By leasing the “white elephant” Hambantota Port to China, the Yahapalana Government was able to free the people of Sri Lanka from the burden of debt owed to China, a burden too heavy for them to bear, Former Prime Minister Ranil Wickremesinghe said.
“Ships didn’t call at the Hambantota port. Investments for factories that were anticipated to flow into Hambantota did not arrive. We did not have an income from the port to pay installments and the interest due and could not expect to make a profit from the port for at least 30-40 years,” Wickramasinghe told the privately owned Sirasa TV yesterday.
The former premier defended the lease, arguing that it wasn’t an outright sale the way the Colombo Port City area and the plot of land that Shangri-la Hotel is built on were sold in a total transfer of their ownership.
“I did not opt for such a sale, but we needed to commercialise the Hambantota port let in foreign investment,” he added.
The USD 1.3 bn Hambantota Magampura Mahinda Rajapaksa Harbour was opened initially in 2010 using debt from China, 85% of which was funded through the EXIM Bank of China.
In 2016, the Sri Lankan government struck a deal to sell an 80% stake in the port to the state-controlled China Merchants Port Holdings. But that agreement sparked protests from unions and opposition groups, forcing the government to renegotiate it.
Under the new plan, the Chinese company was given a 70% stake in a joint venture with the Sri Lanka Ports Authority.
Wickremesinghe said Sri Lanka can manage with just the Colombo harbour for the goods required for the country and since 75% of the work at Colombo harbour is used especially for transshipments sent to India.
“Those days they said that ships will come to the Hambantota port for refuelling but no such ship arrived. For example, just because you buy land along Galle Road and open a fuel station that does not mean every vehicle will come there to refuel.
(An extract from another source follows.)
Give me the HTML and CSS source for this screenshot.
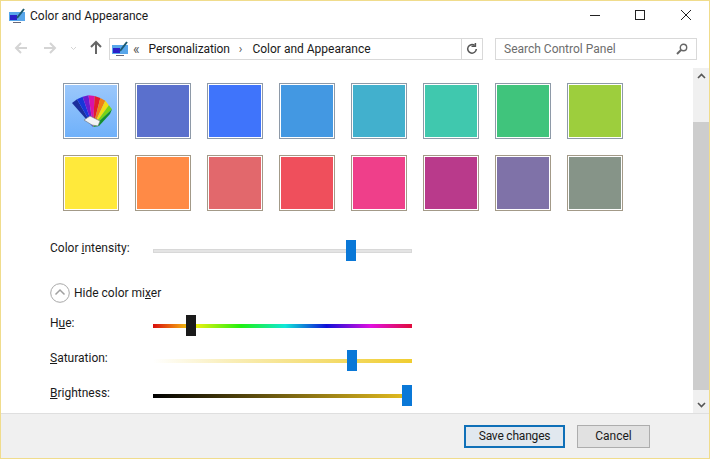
FILE: index.html
```html
<!DOCTYPE html>
<html lang="en">
<head>
    <meta charset="UTF-8">
    <title>Color and Appearance</title>
    <link rel="stylesheet" href="styles.css">
</head>
<body>
<div class="window">
    <header class="titlebar">
        <svg class="cp-icon" width="16" height="16" viewBox="0 0 16 16">
            <rect x="0" y="4" width="16" height="9" fill="#58a6ea"/>
            <rect x="1" y="7" width="7" height="5" fill="#2a20c8"/>
            <path d="M8 10 L15 1" stroke="#1c5a70" stroke-width="2"/>
            <rect x="4" y="14" width="8" height="1" fill="#667"/>
        </svg>
        <span class="title">Color and Appearance</span>
        <div class="caption-btns">
            <svg class="btn-min" width="10" height="10" viewBox="0 0 10 10"><path d="M0 5.5H10" stroke="#222"/></svg>
            <svg width="10" height="10" viewBox="0 0 10 10"><rect x="0.5" y="0.5" width="9" height="9" fill="none" stroke="#222"/></svg>
            <svg width="10" height="10" viewBox="0 0 10 10"><path d="M0 0L10 10M10 0L0 10" stroke="#222"/></svg>
        </div>
    </header>

    <nav class="navbar">
        <svg class="nav-arrow" width="16" height="14" viewBox="0 0 16 14"><path d="M14 7H3M8 2L3 7L8 12" fill="none" stroke="#d4d4d4" stroke-width="2"/></svg>
        <svg class="nav-arrow" width="16" height="14" viewBox="0 0 16 14"><path d="M2 7H13M8 2L13 7L8 12" fill="none" stroke="#d4d4d4" stroke-width="2"/></svg>
        <svg class="nav-drop" width="7" height="5" viewBox="0 0 7 5"><path d="M1 1L3.5 3.5L6 1" fill="none" stroke="#d4d4d4"/></svg>
        <svg class="nav-up" width="14" height="14" viewBox="0 0 14 14"><path d="M7 14V2M2 7L7 2L12 7" fill="none" stroke="#666" stroke-width="2"/></svg>
        <div class="address">
            <svg width="16" height="16" viewBox="0 0 16 16">
                <rect x="0" y="4" width="16" height="9" fill="#58a6ea"/>
                <rect x="1" y="7" width="7" height="5" fill="#2a20c8"/>
                <path d="M8 10 L15 1" stroke="#1c5a70" stroke-width="2"/>
                <rect x="4" y="14" width="8" height="1" fill="#667"/>
            </svg>
            <span class="crumb-more">&laquo;</span>
            <span class="crumb crumb-tight">Personalization</span>
            <span class="crumb-sep">&rsaquo;</span>
            <span class="crumb">Color and Appearance</span>
            <span class="refresh">
                <svg width="12" height="12" viewBox="0 0 12 12"><path d="M8.6 2.4A4.3 4.3 0 1 0 10.3 6" fill="none" stroke="#555" stroke-width="1.5"/><path d="M5.5 3.2H9.4V0" fill="none" stroke="#555" stroke-width="1.5"/></svg>
            </span>
        </div>
        <div class="search">
            <span>Search Control Panel</span>
            <svg width="12" height="12" viewBox="0 0 12 12"><circle cx="7.5" cy="4.5" r="3.2" fill="none" stroke="#666" stroke-width="1.4"/><path d="M5 7L1 11" stroke="#666" stroke-width="2"/></svg>
        </div>
    </nav>

    <div class="body">
        <main class="content">
            <div class="swatches">
                <div class="swatch swatch-auto">
                    <svg width="44" height="44" viewBox="0 0 44 44">
                        <g transform="translate(24 38)">
                            <path d="M0 0L-21 -24L-16 -27.7Z" fill="#1c2f9c"/>
                            <path d="M0 0L-16 -27.7L-10.4 -30.3Z" fill="#1636d8"/>
                            <path d="M0 0L-10.4 -30.3L-4.5 -31.7Z" fill="#6a1cd0"/>
                            <path d="M0 0L-4.5 -31.7L1.6 -31Z" fill="#d812a8"/>
                            <path d="M0 0L1.6 -31L7.3 -29.1Z" fill="#e41c2c"/>
                            <path d="M0 0L7.3 -29.1L12.3 -26.3Z" fill="#f08014"/>
                            <path d="M0 0L12.3 -26.3L15.9 -21.8Z" fill="#f2dc14"/>
                            <path d="M0 0L15.9 -21.8L19 -17.7Z" fill="#78d414"/>
                            <path d="M0 0L19 -17.7L17 -13L6 -1Z" fill="#14902c"/>
                            <path d="M-9 -7L-3 -11L7 -6L5 -1L-1 -2Z" fill="#f2f3f5" stroke="#6a7078" stroke-width="0.6"/>
                        </g>
                    </svg>
                </div>
                <div class="swatch" style="background:#5a70cd"></div>
                <div class="swatch" style="background:#3f74fb"></div>
                <div class="swatch" style="background:#4398e2"></div>
                <div class="swatch" style="background:#42b0cd"></div>
                <div class="swatch" style="background:#40c8ae"></div>
                <div class="swatch" style="background:#40c47c"></div>
                <div class="swatch" style="background:#9dce3d"></div>
                <div class="swatch warm" style="background:#ffe93b"></div>
                <div class="swatch warm" style="background:#ff8a46"></div>
                <div class="swatch warm" style="background:#e2686c"></div>
                <div class="swatch warm" style="background:#ef4f5c"></div>
                <div class="swatch warm" style="background:#ef3f8a"></div>
                <div class="swatch warm" style="background:#b93a8b"></div>
                <div class="swatch warm" style="background:#7f72a8"></div>
                <div class="swatch warm" style="background:#869488"></div>
            </div>

            <div class="row row-intensity">
                <label>Color <u>i</u>ntensity:</label>
                <div class="slider">
                    <div class="track track-grey"></div>
                    <div class="thumb" style="left:193px"></div>
                </div>
            </div>

            <div class="mixer-toggle">
                <svg width="20" height="20" viewBox="0 0 20 20"><circle cx="10" cy="10" r="9.3" fill="#fff" stroke="#a8a8a8"/><path d="M5.5 11.5L10 7L14.5 11.5" fill="none" stroke="#a0a0a0" stroke-width="1.5"/></svg>
                <span>Hide color mi<u>x</u>er</span>
            </div>

            <div class="row row-hue">
                <label>H<u>u</u>e:</label>
                <div class="slider">
                    <div class="track track-hue"></div>
                    <div class="thumb thumb-dark" style="left:33px"></div>
                </div>
            </div>
            <div class="row row-sat">
                <label><u>S</u>aturation:</label>
                <div class="slider">
                    <div class="track track-sat"></div>
                    <div class="thumb" style="left:194px"></div>
                </div>
            </div>
            <div class="row row-bri">
                <label><u>B</u>rightness:</label>
                <div class="slider">
                    <div class="track track-bri"></div>
                    <div class="thumb" style="left:249px"></div>
                </div>
            </div>
        </main>
        <aside class="scrollbar">
            <svg class="sb-arrow" width="9" height="6" viewBox="0 0 9 6"><path d="M1 5L4.5 1.5L8 5" fill="none" stroke="#555" stroke-width="1.6"/></svg>
            <div class="sb-thumb"></div>
            <svg class="sb-arrow" width="9" height="6" viewBox="0 0 9 6"><path d="M1 1L4.5 4.5L8 1" fill="none" stroke="#555" stroke-width="1.6"/></svg>
        </aside>
    </div>

    <footer class="footer">
        <button class="btn btn-default">Save changes</button>
        <button class="btn">Cancel</button>
    </footer>
</div>
</body>
</html>
```

FILE: styles.css
```css
* { box-sizing: border-box; }
html, body {
    margin: 0;
    height: 100%;
}
body {
    font-family: Roboto, "Liberation Sans", sans-serif;
    font-size: 12px;
    color: #1a1a1a;
    background: #fff;
}
.window {
    width: 710px;
    height: 459px;
    display: flex;
    flex-direction: column;
    border: 1px solid #f0dc8c;
    background: #fff;
    overflow: hidden;
}

.titlebar {
    height: 29px;
    flex: none;
    display: flex;
    align-items: center;
    padding-left: 8px;
}
.title { margin-left: 5px; }
.caption-btns {
    margin-left: auto;
    margin-bottom: 1px;
    display: flex;
    gap: 36px;
    padding-right: 18px;
}
.btn-min { margin-right: -1px; }

.navbar {
    height: 22px;
    margin-top: 8px;
    flex: none;
    display: flex;
    align-items: center;
}
.nav-arrow { margin-bottom: 2px; }
.nav-arrow:first-child { margin-left: 12px; }
.nav-arrow + .nav-arrow { margin-left: 13px; }
.nav-drop { margin-left: 12px; margin-bottom: 2px; }
.nav-up { margin-left: 12px; margin-bottom: 4px; }
.address {
    width: 374px;
    height: 22px;
    margin-left: 6px;
    border: 1px solid #d9d9d9;
    display: flex;
    align-items: center;
    padding-left: 2px;
}
.crumb-more { margin-left: 5px; color: #555; font-size: 14px; }
.crumb { margin-left: 9px; }
.crumb-tight { letter-spacing: -0.1px; }
.crumb-sep { margin-left: 9px; margin-right: 1px; color: #555; }
.refresh {
    margin-left: auto;
    width: 21px;
    height: 100%;
    border-left: 1px solid #d9d9d9;
    display: flex;
    align-items: center;
    justify-content: center;
}
.search {
    width: 202px;
    height: 22px;
    margin-left: 12px;
    border: 1px solid #d9d9d9;
    display: flex;
    align-items: center;
    justify-content: space-between;
    padding: 0 8px;
    color: #6d6d6d;
}

.body {
    flex: 1;
    min-height: 0;
    display: flex;
    margin-top: 8px;
}
.content {
    flex: 1;
    padding-left: 49px;
}
.swatches {
    display: grid;
    grid-template-columns: repeat(8, 56px);
    gap: 16px;
    margin: 15px 0 0 13px;
}
.swatch {
    width: 56px;
    height: 56px;
    border: 1px solid #8e9aa8;
    box-shadow: inset 0 0 0 1px #fff;
}
.swatch.warm { border-color: #a39a88; }
.swatch-auto {
    background: linear-gradient(to bottom, #9cc8fb, #6eb0fa);
    display: flex;
    align-items: center;
    justify-content: center;
}

.row {
    display: flex;
    align-items: center;
    height: 21px;
}
.row label { width: 103px; margin-bottom: 6px; }
.row-intensity { margin-top: 29px; }
.row-hue { margin-top: 12px; }
.row-sat { margin-top: 14px; }
.row-bri { margin-top: 14px; }

.slider {
    position: relative;
    width: 259px;
    height: 21px;
}
.track {
    width: 100%;
    height: 4px;
    margin-top: 9px;
}
.track-grey {
    background: #e4e4e4;
    border: 1px solid #d8d8d8;
}
.track-hue {
    background: linear-gradient(to right, #d80d0d 0%, #f09010 10%, #e8f010 17%, #20f010 34%, #10e8d8 51%, #1010d8 67%, #e010e0 84%, #e00d3c 100%);
}
.track-sat {
    background: linear-gradient(to right, #fff 0%, #f9eeb8 30%, #f0cd30 100%);
}
.track-bri {
    background: linear-gradient(to right, #000 0%, #e8c020 100%);
}
.thumb {
    position: absolute;
    top: 0;
    width: 10px;
    height: 21px;
    background: #0a78d7;
}
.thumb-dark { background: #1a1a1a; }

.mixer-toggle {
    display: flex;
    align-items: center;
    gap: 4px;
    margin-top: 22px;
}

.scrollbar {
    width: 16px;
    background: #f0f0f0;
    display: flex;
    flex-direction: column;
    align-items: center;
    justify-content: space-between;
    padding: 5px 0;
}
.sb-thumb {
    width: 16px;
    height: 268px;
    margin-top: 41px;
    margin-bottom: 10px;
    background: #cdcdcd;
}

.footer {
    height: 45px;
    flex: none;
    background: #f0f0f0;
    border-top: 1px solid #dfdfdf;
    display: flex;
    align-items: center;
    justify-content: flex-end;
    gap: 12px;
    padding-right: 59px;
}
.btn {
    width: 73px;
    height: 23px;
    font: inherit;
    color: inherit;
    background: #e1e1e1;
    border: 1px solid #adadad;
    padding: 0;
}
.btn-default {
    width: 101px;
    border: 2px solid #0f70b8;
    background: #e1e8ef;
    letter-spacing: -0.2px;
}
```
This was actually a white elephant,” he said.
The former PM said that he told the Chinese government that Sri Lanka could not repay the debt.
“Then the Chinese government asked if we were selling it, and if the first opportunity would be given to a Chinese company. There was no other company willing to buy the port as most of them didn’t know what to do with it. China came forward to purchase the harbour because they had a plan for it,” he said.
The Chinese government intended to bring their factories and to send those goods through the Hambantota port and make it an economic hub, said Wickremesinghe, adding that they already had a general plan to open several harbours and industrial zones in the Indian ocean and make Hambantota the main harbour by including it in that plan.
“But we knew and they knew – and indeed everyone else knew – that they would not be able to make any profit from that harbour for at least 30 years,” he said.
Eventually, he further said, a Chinese state owned company asked for the harbour for 99 years, so the Sri Lankan government agreed to it since it would take 30 years to make profits out of it.
“But we could take it back even in the first year even though we had leased it for 99 years if we paid them the compensation,” he added.